NetworkPolicies in a PHI namespace will block Prometheus from scraping metrics unless you explicitly allow it. Create a NetworkPolicy that permits ingress from the monitoring namespace to the metrics port (usually 9090 or 8080 for actuator endpoints) on pods labeled for monitoring. This allows metric collection while maintaining the default-deny posture for all other traffic. Test your NetworkPolicies in a staging environment before deploying to production -- a misconfigured policy can silently break monitoring.
Should I use managed Kubernetes (EKS/GKE/AKS) or self-hosted for healthcare?
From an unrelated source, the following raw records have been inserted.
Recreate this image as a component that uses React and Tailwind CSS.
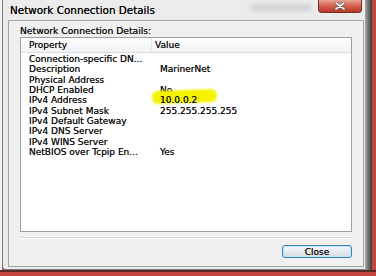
import React from 'react'

const rows = [
  ['Connection-specific DN...', ''],
  ['Description', 'MarinerNet'],
  ['Physical Address', ''],
  ['DHCP Enabled', 'No'],
  ['IPv4 Address', '10.0.0.2', true],
  ['IPv4 Subnet Mask', '255.255.255.255'],
  ['IPv4 Default Gateway', ''],
  ['IPv4 DNS Server', ''],
  ['IPv4 WINS Server', ''],
  ['NetBIOS over Tcpip En...', 'Yes'],
]

function CloseX() {
  return (
    <div className="mr-[3px] w-[44px] h-[13px] rounded-b-[4px] border border-t-0 border-[#7d2b22] bg-gradient-to-b from-[#eaa494] via-[#d4604d] to-[#b8382a] flex items-center justify-center">
      <svg width="12" height="8" viewBox="0 0 12 8">
        <path d="M2 1 L10 7 M10 1 L2 7" stroke="#4a4a4a" strokeWidth="3" strokeLinecap="round" />
        <path d="M2 1 L10 7 M10 1 L2 7" stroke="#ffffff" strokeWidth="1.6" strokeLinecap="round" />
      </svg>
    </div>
  )
}

export default function App() {
  return (
    <div
      className="w-[376px] h-[276px] bg-[#c4463d] flex flex-col overflow-hidden text-[#111] [text-shadow:0_0_0.4px_#333]"
      style={{ fontFamily: '"DejaVu Sans", sans-serif' }}
    >
      <div className="flex h-[270px]">
        <div className="w-[2px] bg-[#f4f4f4]" />
        <div className="w-[363px] h-full bg-[#ececec] border-l border-b border-[#7a7a7a] rounded-bl-[4px] flex flex-col">
          {/* title bar */}
          <div className="h-[20px] flex items-start">
            <div className="pl-[7px] pt-[4px] text-[10.4px] leading-[12px] text-black">Network Connection Details</div>
            <div className="flex-1 flex pt-[4px]">
              <div className="ml-[96px] w-[60px] h-[7px] bg-[#d2d2d2] blur-[2px]" />
            </div>
            <CloseX />
          </div>

          {/* client area */}
          <div className="flex-1 ml-[5px] mr-[1px] mb-[2px] border border-[#a4a4a4] bg-[#f0f0f0] flex flex-col px-[11px]">
            <div className="h-[16px] pt-[4px] text-[9.2px] leading-[11px]">Network Connection Details:</div>
            <div className="h-[195px] border border-[#9a9fa8] bg-white flex flex-col">
              <div className="h-[15px] flex bg-gradient-to-b from-white to-[#f1f2f4] border-b border-[#d8dbe0] text-[9px] leading-[14px]">
                <div className="w-[131px] pl-[8px] border-r border-[#e2e4e8]">Property</div>
                <div className="pl-[3px]">Value</div>
              </div>
              <div className="pt-[1px] flex flex-col text-[9px]">
                {rows.map(([k, v, hi]) => (
                  <div key={k} className="h-[10.33px] leading-[10px] flex">
                    <div className="w-[139px] pl-[8px] whitespace-nowrap">{k}</div>
                    <div className="relative whitespace-nowrap">
                      {hi && (
                        <span className="absolute left-[-8px] top-[-5px] w-[65px] h-[13px] bg-[#f5f300] rounded-[6px] blur-[1px] -rotate-2" />
                      )}
                      <span className="relative">{v}</span>
                    </div>
                  </div>
                ))}
              </div>
            </div>
            <div className="mt-[5px] h-[2px] border-t border-[#d5d5d5] border-b border-b-white" />
            <div className="mt-[6px] flex justify-end">
              <div className="w-[70px] h-[13px] rounded-[3px] border border-[#3c83b8] bg-gradient-to-b from-[#f4f8fb] to-[#d6dde3] shadow-[inset_0_0_0_1px_#bfe3f7] flex items-center justify-center text-[9px] leading-[10px]">
                Close
              </div>
            </div>
          </div>
        </div>
        <div className="w-[7px] bg-gradient-to-r from-[#a8a8a8] to-[#3c3c3c]" />
      </div>
      <div className="h-[2px] bg-[#5a2a26]" />
    </div>
  )
}
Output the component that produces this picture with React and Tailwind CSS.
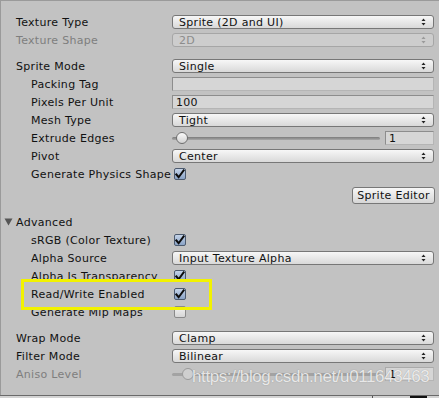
import React from "react";

const font = { fontFamily: '"DejaVu Sans", Verdana, sans-serif' };

function Arrows({ disabled }) {
    const c = disabled ? "#9a9a9a" : "#222";
    return (
        <svg width="5" height="8" viewBox="0 0 5 8" className="absolute right-[7px] top-1/2 -translate-y-1/2">
            <path d="M2.5 0.5 L4.5 3 L0.5 3 Z" fill={c} />
            <path d="M2.5 7.5 L4.5 5 L0.5 5 Z" fill={c} />
        </svg>
    );
}

function Dropdown({ value, disabled }) {
    return (
        <div
            className={`relative flex h-[14px] w-full items-center rounded-[3px] border pl-[6px] leading-none ${disabled ? "border-[#a6a6a6] bg-[#cdcdcd] text-[#8c8c8c]" : "border-[#777] bg-gradient-to-b from-[#f7f7f7] to-[#d9d9d9] text-[#111]"}`}
        >
            <span className="text-[11px] tracking-[0.3px]">{value}</span>
            <Arrows disabled={disabled} />
        </div>
    );
}

function Field({ value, className = "" }) {
    return (
        <div className={`flex h-[14px] items-center border border-[#8d8d8d] border-b-[#b5b5b5] border-r-[#b5b5b5] bg-[#d6d6d6] pl-[3px] text-[11px] leading-none tracking-[0.3px] text-[#111] ${className}`}>
            {value}
        </div>
    );
}

function Checkbox({ checked }) {
    return (
        <div
            className={`flex h-[12px] w-[12px] items-center justify-center rounded-[2px] border ${checked ? "border-[#4c5a6e] bg-gradient-to-b from-[#c4d3e8] to-[#8aa3c6]" : "border-[#8a8a8a] bg-gradient-to-b from-[#f2f2f2] to-[#d6d6d6]"}`}
        >
            {checked && (
                <svg width="11" height="11" viewBox="0 0 11 11">
                    <path d="M1.5 5.5 L4 8.5 L9.5 1" fill="none" stroke="#0c0c0c" strokeWidth="2.2" strokeLinecap="square" />
                </svg>
            )}
        </div>
    );
}

function Slider({ disabled, pos = 10 }) {
    return (
        <div className="flex w-full items-center gap-[5px]">
            <div className="relative h-[14px] flex-1">
                <div className={`absolute left-0 right-0 top-[6px] h-[3px] rounded-full ${disabled ? "bg-[#a3a3a3]" : "bg-gradient-to-b from-[#7c7c7c] to-[#a8a8a8]"}`} />
                <div
                    className={`absolute top-[1px] h-[12px] w-[12px] -translate-x-1/2 rounded-full border ${disabled ? "border-[#9a9a9a] bg-[#cfcfcf]" : "border-[#6f6f6f] bg-gradient-to-b from-[#fafafa] to-[#d2d2d2]"}`}
                    style={{ left: pos }}
                />
            </div>
            <Field value="1" className={`w-[49px] ${disabled ? "text-[#9a9a9a] border-[#aaa] bg-[#cbcbcb]" : ""}`} />
        </div>
    );
}

function Row({ label, indent, disabled, children }) {
    return (
        <div className="flex h-[18px] items-center">
            <div
                className={`w-[171px] shrink-0 whitespace-nowrap text-[11px] leading-none tracking-[0.3px] ${indent ? "pl-[30px]" : "pl-[15px]"} ${disabled ? "text-[#7e7e7e]" : "text-[#111]"}`}
            >
                {label}
            </div>
            <div className="flex flex-1 items-center pr-[5px]">{children}</div>
        </div>
    );
}

export default function App() {
    return (
        <div className="relative h-[398px] w-[439px] overflow-hidden bg-[#c2c2c2]" style={font}>
            <div className="h-full border-l border-t border-[#9a9a9a] pt-[12px]">
                <Row label="Texture Type"><Dropdown value="Sprite (2D and UI)" /></Row>
                <Row label="Texture Shape" disabled><Dropdown value="2D" disabled /></Row>

                <div className="mt-[8px]">
                    <Row label="Sprite Mode"><Dropdown value="Single" /></Row>
                    <Row label="Packing Tag" indent><Field value="" className="w-full" /></Row>
                    <Row label="Pixels Per Unit" indent><Field value="100" className="w-full" /></Row>
                    <Row label="Mesh Type" indent><Dropdown value="Tight" /></Row>
                    <Row label="Extrude Edges" indent><Slider pos={10} /></Row>
                    <Row label="Pivot" indent><Dropdown value="Center" /></Row>
                    <Row label="Generate Physics Shape" indent>
                        <div className="pl-[2px]"><Checkbox checked /></div>
                    </Row>
                </div>

                <div className="flex justify-end pr-[4px] pt-[4px]">
                    <button className="h-[17px] w-[83px] rounded-[3px] border border-[#777] bg-gradient-to-b from-[#f7f7f7] to-[#d6d6d6] text-[11px] leading-none tracking-[0.3px] text-[#111]">
                        Sprite Editor
                    </button>
                </div>

                <div className="mt-[9px] flex h-[18px] items-center text-[11px] leading-none tracking-[0.3px] text-[#111]">
                    <svg width="9" height="8" viewBox="0 0 9 8" className="ml-[3px] mr-[3px]">
                        <path d="M0.5 0.5 L8.5 0.5 L4.5 7.5 Z" fill="#555" />
                    </svg>
                    Advanced
                </div>
                <Row label="sRGB (Color Texture)" indent><div className="pl-[2px]"><Checkbox checked /></div></Row>
                <Row label="Alpha Source" indent><Dropdown value="Input Texture Alpha" /></Row>
                <Row label="Alpha Is Transparency" indent><div className="pl-[2px]"><Checkbox checked /></div></Row>
                <Row label="Read/Write Enabled" indent><div className="pl-[2px]"><Checkbox checked /></div></Row>
                <Row label="Generate Mip Maps" indent><div className="pl-[2px]"><Checkbox /></div></Row>

                <div className="mt-[8px]">
                    <Row label="Wrap Mode"><Dropdown value="Clamp" /></Row>
                    <Row label="Filter Mode"><Dropdown value="Bilinear" /></Row>
                    <Row label="Aniso Level" disabled><Slider disabled pos={16} /></Row>
                </div>
            </div>

            {/* highlight box */}
            <div className="absolute left-[21px] top-[279px] h-[31px] w-[191px] border-[3px] border-[#f2f200]" />

            {/* watermark */}
            <div
                className="absolute left-[192px] top-[368px] text-[17px] leading-none tracking-[-0.4px] text-white/80"
                style={{ fontFamily: '"Liberation Sans", Arial, sans-serif', textShadow: "0 0 1px rgba(90,90,90,0.6)" }}
            >
                https://blog.csdn.net/u011643463
            </div>

            {/* bottom edge */}
            <div className="absolute bottom-0 left-0 right-0 h-[3px] border-t border-[#6a6a6a] bg-[#d3d3d3]">
                <div className="absolute left-[372px] top-0 h-[2px] w-[1px] bg-[#555]" />
                <div className="absolute left-[410px] top-0 h-[2px] w-[17px] bg-[#111]" />
            </div>
        </div>
    );
}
Managed Kubernetes is strongly recommended for healthcare workloads. AWS EKS, Google GKE, and Azure AKS all support HIPAA compliance with BAA coverage. The operational burden of self-hosting Kubernetes -- patching, upgrading, securing the control plane -- diverts resources from building healthcare features. Use managed K8s with a well-architected technology stack and focus your engineering effort on the application and observability layers described in this guide.
Conclusion
Healthcare Kubernetes observability requires going beyond standard pod and node metrics. You need FHIR-specific latency tracking, integration engine channel monitoring, GPU health metrics with ECC error detection, PHI-aware namespace isolation, and cross-service tracing that sanitizes sensitive data. The configurations in this guide provide a production-ready foundation -- deploy the ServiceMonitors, alert rules, and NetworkPolicies, then customize the thresholds and dashboards for your specific workload characteristics. The goal is not just knowing when something breaks, but understanding the clinical impact of every infrastructure event.